| DATA SEGMENT |
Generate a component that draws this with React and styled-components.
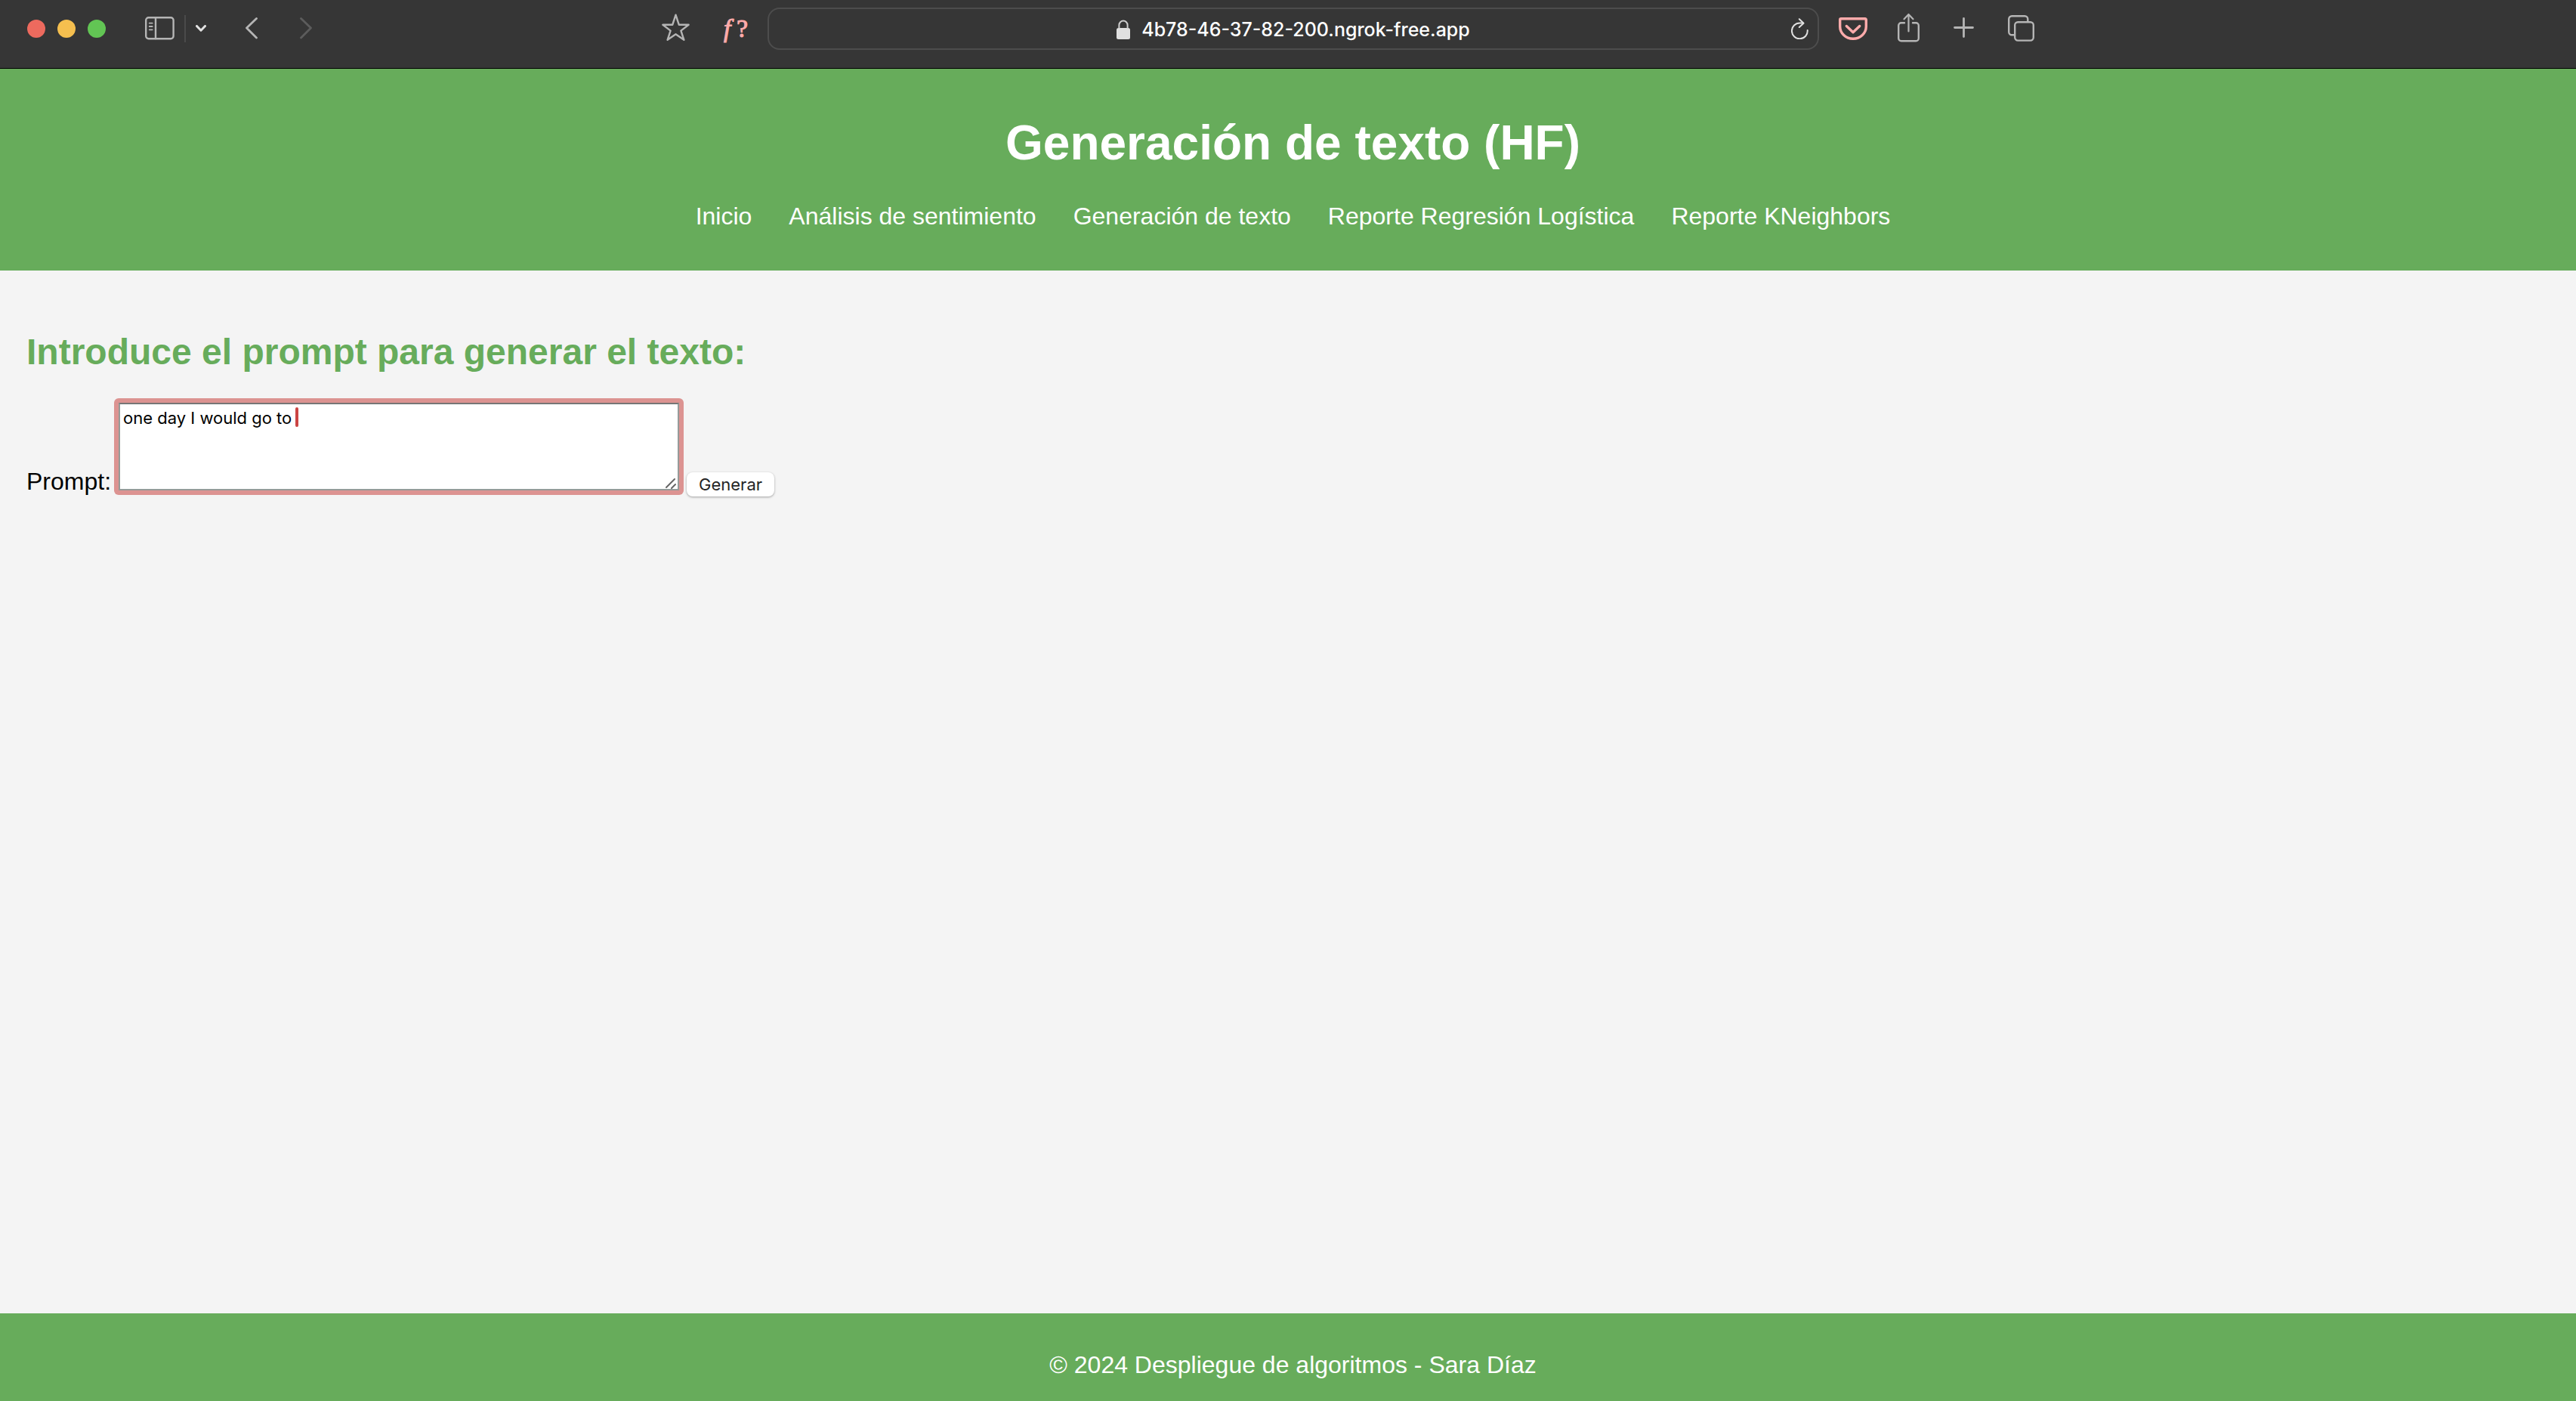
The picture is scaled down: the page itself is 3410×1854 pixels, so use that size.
import React from "react";
import styled, { createGlobalStyle } from "styled-components";

const green = "#67ac5b";
const ui = `Inter, Roboto, "Liberation Sans", sans-serif`;

const GlobalStyle = createGlobalStyle`
  *, *::before, *::after { box-sizing: border-box; }
  body {
    margin: 0;
    background: #f4f4f4;
    color: #000;
    font-family: "Liberation Sans", Arial, sans-serif;
    font-size: 32px;
    line-height: 36px;
  }
`;

const Page = styled.div`
  min-height: 100vh;
  display: flex;
  flex-direction: column;
`;

const Toolbar = styled.div`
  display: grid;
  grid-template-columns: 1fr minmax(0, 1392px) 1fr;
  align-items: center;
  height: 91px;
  padding: 0 0 14px 14px;
  background: #363636;
  border-bottom: 1px solid #000;
  color: #b5b5b5;
`;

const ToolGroup = styled.div`
  display: flex;
  align-items: center;
  gap: ${(p) => p.$gap || 0}px;
`;

const LeftTools = styled(ToolGroup)`
  justify-content: space-between;
  padding: 0 26px 0 22px;
`;

const RightTools = styled(ToolGroup)`
  padding-left: 26px;
`;

const Light = styled.button`
  width: 24px;
  height: 24px;
  padding: 0;
  border: 0;
  border-radius: 50%;
  background: ${(p) => p.$color};
`;

const ToolButton = styled.button`
  display: flex;
  align-items: center;
  padding: 0;
  border: 0;
  background: none;
  color: ${(p) => p.$color || "inherit"};
  svg {
    display: block;
    fill: none;
    stroke: currentColor;
    stroke-linecap: round;
    stroke-linejoin: round;
  }
`;

const Divider = styled.span`
  width: 2px;
  height: 36px;
  background: #4a4a4a;
`;

const FontTool = styled(ToolButton)`
  align-items: baseline;
  justify-content: space-between;
  width: 38px;
  padding-left: 6px;
  font: 34px/36px "Liberation Serif", serif;
  -webkit-text-stroke: 1px currentColor;
`;

const AddressBar = styled.div`
  display: grid;
  grid-template-columns: 1fr auto 1fr;
  align-items: center;
  height: 56px;
  padding: 0 12px;
  border: 2px solid #4d4d4d;
  border-radius: 16px;
`;

const Site = styled.div`
  grid-column: 2;
  display: flex;
  align-items: center;
  gap: 15px;
  padding-top: 2px;
  color: #fff;
  font: 500 25px/32px ${ui};
`;

const Reload = styled(ToolButton)`
  justify-self: end;
`;

const Header = styled.header`
  padding: 61px 0 54px 13px;
  background: ${green};
  color: #fff;
  text-align: center;
`;

const Title = styled.h1`
  margin: 0 0 42px;
  font-size: 64px;
  line-height: 74px;
`;

const Nav = styled.nav`
  display: flex;
  flex-wrap: wrap;
  justify-content: center;
  gap: 49px;
`;

const NavLink = styled.a`
  color: #fff;
  text-decoration: none;
`;

const Main = styled.main`
  flex: 1;
  padding: 80px 35px 40px;
`;

const Heading = styled.h2`
  margin: 0 0 34px;
  color: ${green};
  font-size: 48px;
  line-height: 55px;
`;

const PromptForm = styled.form`
  display: flex;
  align-items: flex-end;
  gap: 4px;
`;

const PromptLabel = styled.label`
  padding-bottom: 2px;
`;

const Field = styled.div`
  position: relative;
  margin-bottom: 2px;
  padding: 6px;
  border-radius: 6px;
  background: #dc9391;
`;

const PromptBox = styled.textarea`
  display: block;
  width: 742px;
  height: 116px;
  padding: 4px;
  border: 2px solid #959b99;
  border-top-color: #767676;
  border-radius: 0;
  outline: 0;
  background: #fff;
  color: #000;
  resize: none;
  font: 400 22px/28px ${ui};
`;

const Caret = styled.span`
  position: absolute;
  top: 12px;
  left: 240px;
  width: 4px;
  height: 26px;
  border-radius: 2px;
  background: #cb4544;
`;

const Grip = styled.svg`
  position: absolute;
  right: 10px;
  bottom: 8px;
  stroke: #666;
  stroke-width: 2;
  stroke-linecap: round;
`;

const Submit = styled.button`
  height: 32px;
  padding: 0 16px;
  border: 0;
  border-radius: 8px;
  background: #fff;
  box-shadow: 0 1px 3px rgba(0, 0, 0, 0.35);
  color: #262626;
  font: 400 22px/32px ${ui};
`;

const Footer = styled.footer`
  padding: 50px 0 30px 13px;
  background: ${green};
  color: #fff;
  text-align: center;
`;

const links = [
  "Inicio",
  "Análisis de sentimiento",
  "Generación de texto",
  "Reporte Regresión Logística",
  "Reporte KNeighbors",
];

function BrowserToolbar() {
  return (
    <Toolbar>
      <LeftTools>
        <ToolGroup $gap={52}>
          <ToolGroup $gap={16}>
            <Light $color="#ed6a5e" aria-label="Cerrar" />
            <Light $color="#f5bf4f" aria-label="Minimizar" />
            <Light $color="#62c554" aria-label="Maximizar" />
          </ToolGroup>
          <ToolGroup $gap={13}>
            <ToolButton aria-label="Barra lateral">
              <svg width="39" height="32" viewBox="0 0 39 32" strokeWidth="2.4">
                <rect x="1.2" y="1.2" width="36.4" height="28" rx="3.5" />
                <path d="M14 1.5V29" />
                <path d="M5.7 8.7h4M5.7 13h4M5.7 17.3h4" strokeWidth="1.8" />
              </svg>
            </ToolButton>
            <Divider />
            <ToolButton $color="#e3e3e3" aria-label="Grupos de pestañas">
              <svg width="14" height="10" viewBox="0 0 14 10" strokeWidth="3">
                <path d="M1.5 1.5 7 7.2l5.5-5.7" />
              </svg>
            </ToolButton>
          </ToolGroup>
          <ToolGroup $gap={56}>
            <ToolButton aria-label="Atrás">
              <svg width="16" height="30" viewBox="0 0 16 30" strokeWidth="2.8">
                <path d="M14.5 1.5 1.5 14l13 13" />
              </svg>
            </ToolButton>
            <ToolButton $color="#5c5c5c" aria-label="Adelante">
              <svg width="16" height="30" viewBox="0 0 16 30" strokeWidth="2.8">
                <path d="M1.5 1.5 14.5 14l-13 13" />
              </svg>
            </ToolButton>
          </ToolGroup>
        </ToolGroup>
        <ToolGroup $gap={39}>
          <ToolButton aria-label="Favoritos">
            <svg width="37" height="40" viewBox="0 0 37 40" strokeWidth="2.4">
              <path d="M18.5 1.7 22.8 14.8H35.6L25.4 22.6 29.4 34.8 18.5 27.3 7.6 34.8 11.6 22.6 1.4 14.8H14.2Z" />
            </svg>
          </ToolButton>
          <FontTool $color="#ffabab" aria-label="Identificar fuente">
            <em>f</em>
            <span>?</span>
          </FontTool>
        </ToolGroup>
      </LeftTools>
      <AddressBar>
        <Site>
          <svg width="18" height="26" viewBox="0 0 18 26">
            <rect y="11" width="18" height="15" rx="2.5" fill="#e0e0e0" />
            <path
              d="M3.4 12V7.2a5.6 5.6 0 0 1 11.2 0V12"
              fill="none"
              stroke="#cfcfcf"
              strokeWidth="2"
            />
          </svg>
          <span>4b78-46-37-82-200.ngrok-free.app</span>
        </Site>
        <Reload $color="#e0e0e0" aria-label="Recargar">
          <svg width="23" height="28" viewBox="0 0 23 28" strokeWidth="2">
            <path d="M21.7 16a10.4 10.4 0 1 1-10.2-9.5h4.5" />
            <path d="M10.8 1.2 16.5 6.8 10.8 12" />
          </svg>
        </Reload>
      </AddressBar>
      <RightTools>
        <ToolGroup $gap={40}>
          <ToolButton $color="#ffabab" aria-label="Pocket">
            <svg width="38" height="30" viewBox="0 0 38 30" strokeWidth="3.4">
              <path d="M3 1.7H35a1.3 1.3 0 0 1 1.3 1.3V12a17.3 16.3 0 0 1-34.6 0V3A1.3 1.3 0 0 1 3 1.7Z" />
              <path d="M10.3 11.5 19 19.7l8.7-8.2" />
            </svg>
          </ToolButton>
          <ToolGroup $gap={45}>
            <ToolButton aria-label="Compartir">
              <svg width="29" height="42" viewBox="0 0 29 42" strokeWidth="2.4">
                <path d="M9 13.2H4.7a3.5 3.5 0 0 0-3.5 3.5V33.8a3.5 3.5 0 0 0 3.5 3.5H24.3a3.5 3.5 0 0 0 3.5-3.5V16.7a3.5 3.5 0 0 0-3.5-3.5H20" />
                <path d="M14.5 24.5V2.5M8.5 8.3 14.5 2l6 6.3" strokeWidth="2.2" />
              </svg>
            </ToolButton>
            <ToolButton aria-label="Pestaña nueva">
              <svg width="27" height="30" viewBox="0 0 27 30" strokeWidth="2.8">
                <path d="M13.5 1.5V25.5M1.5 13.5H25.5" />
              </svg>
            </ToolButton>
            <ToolButton aria-label="Vista de pestañas">
              <svg width="35" height="37" viewBox="0 0 35 37" strokeWidth="2.4">
                <rect x="9.2" y="9.2" width="24.6" height="24.4" rx="4" />
                <path d="M8.5 26.3H5.2a4 4 0 0 1-4-4V5.2a4 4 0 0 1 4-4H22.3a4 4 0 0 1 4 4V8.5" />
              </svg>
            </ToolButton>
          </ToolGroup>
        </ToolGroup>
      </RightTools>
    </Toolbar>
  );
}

export default function App() {
  return (
    <Page>
      <GlobalStyle />
      <BrowserToolbar />
      <Header>
        <Title>Generación de texto (HF)</Title>
        <Nav>
          {links.map((label) => (
            <NavLink href="#" key={label}>
              {label}
            </NavLink>
          ))}
        </Nav>
      </Header>
      <Main>
        <Heading>Introduce el prompt para generar el texto:</Heading>
        <PromptForm onSubmit={(e) => e.preventDefault()}>
          <PromptLabel htmlFor="prompt">Prompt:</PromptLabel>
          <Field>
            <PromptBox id="prompt" defaultValue="one day I would go to " />
            <Caret />
            <Grip width="14" height="15" viewBox="0 0 14 15">
              <path d="M1 13 12 2M8 14l5-5" />
            </Grip>
          </Field>
          <Submit type="submit">Generar</Submit>
        </PromptForm>
      </Main>
      <Footer>© 2024 Despliegue de algoritmos - Sara Díaz</Footer>
    </Page>
  );
}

| OBJECTIVE |
Return each line with "that".

| ANSWER TO THIS TASK |
Generate a component that draws this with React and styled-components.
The picture is scaled down: the page itself is 3410×1854 pixels, so use that size.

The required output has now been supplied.